Blount, Jackie M. (2005). Fit to Teach: Same-Sex Desire, Gender, and School Work in the Twentieth Century. Albany, NY: SUNY Press.

Pp. ix + 229
$45.00     ISBN 0-7914-6267-6

Reviewed by Claudia Ruitenberg
University of Saskatchewan

August 25, 2005

In Fit to Teach: Same-Sex Desire, Gender, and School Work in the Twentieth Century, Jackie Blount explores, over a little more than a century, the experiences of gay, lesbian, bisexual, and transgendered teachers and administrators. (Note 1) She describes the pressures these school workers have been subjected to, as well as the various ways in which they have responded to these pressures. She also maps the “scientific” and political discourses which have supported the prejudice against and maltreatment of school workers who desired persons of the same sex or transgressed gender boundaries in other ways.
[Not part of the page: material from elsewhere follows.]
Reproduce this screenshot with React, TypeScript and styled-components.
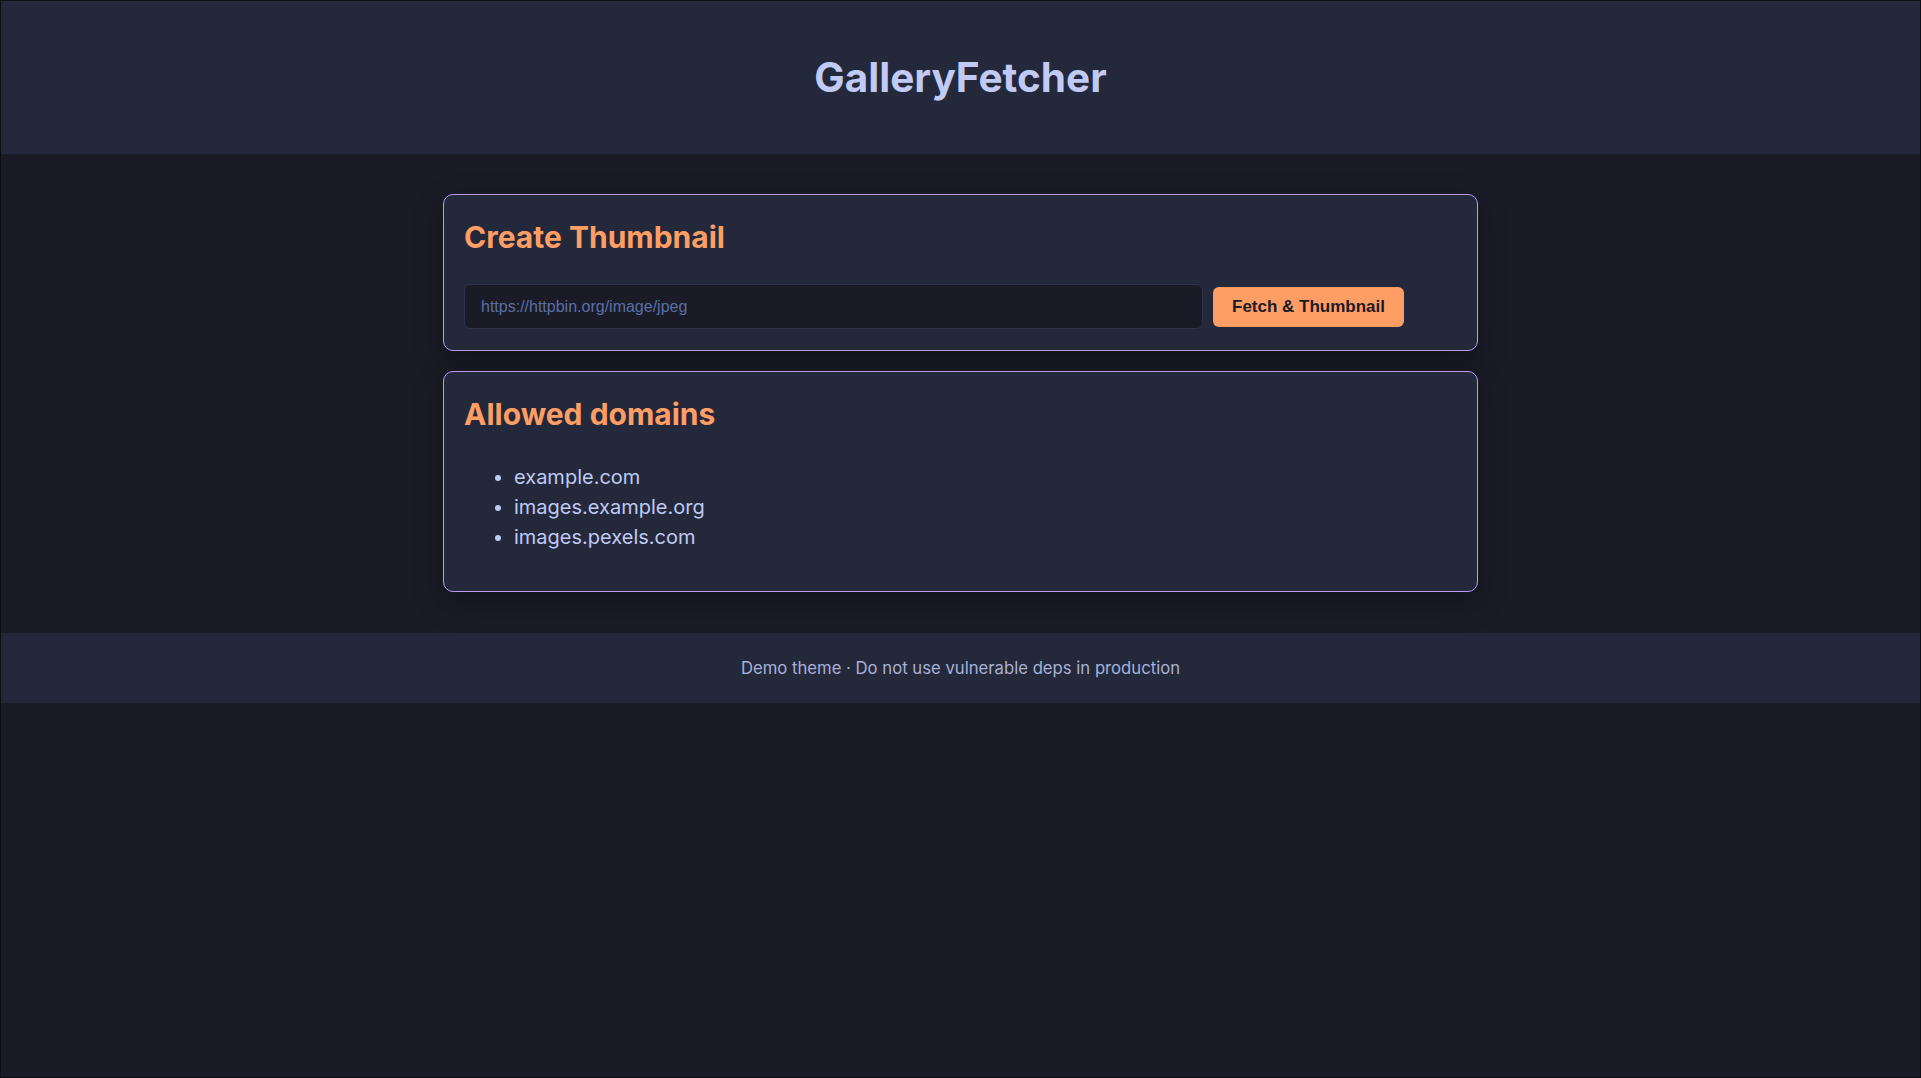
import React from "react";
import styled, { createGlobalStyle } from "styled-components";

const GlobalStyle = createGlobalStyle`
  * { box-sizing: border-box; }
  html, body { margin: 0; padding: 0; background: #1a1b26; }
  body { font-family: Inter, "Noto Sans", sans-serif; color: #c0caf5; }
`;

const Frame = styled.div`
  min-height: 100vh;
  border: 1px solid #0d0e14;
  background: #1a1b26;
  display: flex;
  flex-direction: column;
`;

const Header = styled.header`
  background: #24283b;
  height: 153px;
  display: flex;
  align-items: center;
  justify-content: center;
`;

const Title = styled.h1`
  margin: 0;
  font-family: Inter, sans-serif;
  font-weight: 700;
  font-size: 40.5px;
  color: #c0caf5;
`;

const Main = styled.main`
  padding: 40px 0 41px;
  display: flex;
  flex-direction: column;
  align-items: center;
  gap: 20px;
`;

const Card = styled.section`
  width: 1035px;
  background: #24283b;
  border: 1px solid #bb9af7;
  border-radius: 10px;
  padding: 20px 20px 21px;
  box-shadow: 0 10px 30px rgba(0, 0, 0, 0.3);
`;

const CardTitle = styled.h2`
  margin: 0;
  font-family: Inter, sans-serif;
  font-weight: 700;
  font-size: 30px;
  line-height: 44px;
  color: #ff9e64;
`;

const Form = styled.form`
  display: flex;
  align-items: center;
  gap: 10px;
  margin-top: 25px;
`;

const UrlInput = styled.input`
  width: 739px;
  height: 45px;
  background: #1a1b26;
  border: 1px solid #2f3349;
  border-radius: 6px;
  padding: 0 16px;
  font-family: "Liberation Sans", Arial, sans-serif;
  font-size: 16px;
  color: #c0caf5;
  outline: none;
  &::placeholder { color: #5a6fa8; }
`;

const Button = styled.button`
  height: 40px;
  padding: 0 19px;
  background: #ff9e64;
  color: #1a1b26;
  border: none;
  border-radius: 6px;
  font-family: "Liberation Sans", Arial, sans-serif;
  font-weight: 700;
  font-size: 17px;
  cursor: pointer;
`;

const List = styled.ul`
  margin: 26px 0 18px;
  padding-left: 50px;
  font-family: Inter, sans-serif;
  font-size: 20px;
  line-height: 30px;
  color: #c0caf5;
`;

const Item = styled.li``;

const Footer = styled.footer`
  background: #24283b;
  height: 70px;
  display: flex;
  align-items: center;
  justify-content: center;
  font-family: Inter, sans-serif;
  font-size: 16.7px;
  color: #a9b1d6;
`;

const domains = ["example.com", "images.example.org", "images.pexels.com"];

export default function App() {
  return (
    <>
      <GlobalStyle />
      <Frame>
        <Header>
          <Title>GalleryFetcher</Title>
        </Header>
        <Main>
          <Card>
            <CardTitle>Create Thumbnail</CardTitle>
            <Form onSubmit={(e) => e.preventDefault()}>
              <UrlInput placeholder="https://httpbin.org/image/jpeg" />
              <Button type="submit">Fetch &amp; Thumbnail</Button>
            </Form>
          </Card>
          <Card>
            <CardTitle>Allowed domains</CardTitle>
            <List>
              {domains.map((d) => (
                <Item key={d}>{d}</Item>
              ))}
            </List>
          </Card>
        </Main>
        <Footer>Demo theme · Do not use vulnerable deps in production</Footer>
      </Frame>
    </>
  );
}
Blount is Professor of Historical, Philosophical, and Comparative Studies in Education at Iowa State University. Some of her previous publications include the article "Manly Men and Womanly Women: Deviance, Gender Role Polarization and the Shift in Women's School Employment, 1900-1976," in Harvard Educational Review (Summer 1996); the book Destined to Rule the Schools: Women and the Superintendency, 1873-1995 (SUNY, 1998); and the article "Spinsters, Mollycoddles, and Other Gender Transgressors in School Employment, 1850-1990," in the Review of Educational Research (Spring 2000).

In Chapter 1 of Fit to Teach, “The gender and sexual transformation of school work,” Blount sketches the gendered nature of school work in the 1800s and the discourses that supported these gender divisions. It is interesting to note, for instance, that in the mid-1800s, as women moved into the teaching profession, the position of administrator was created for men. And as Blount makes clear, male administrators were hired specifically because more women were teaching:

As women accounted for greater portions of the teaching force, earning wages, living independently, and exerting authority in a public space, their detractors worried that they were becoming too independent, that they may not need men, or, perhaps worse, without the gender-regulating presence of men, women might assume traits customarily more desirable for men. School district officials assuaged these concerns by hiring male supervisors to oversee women teachers. (p. 23)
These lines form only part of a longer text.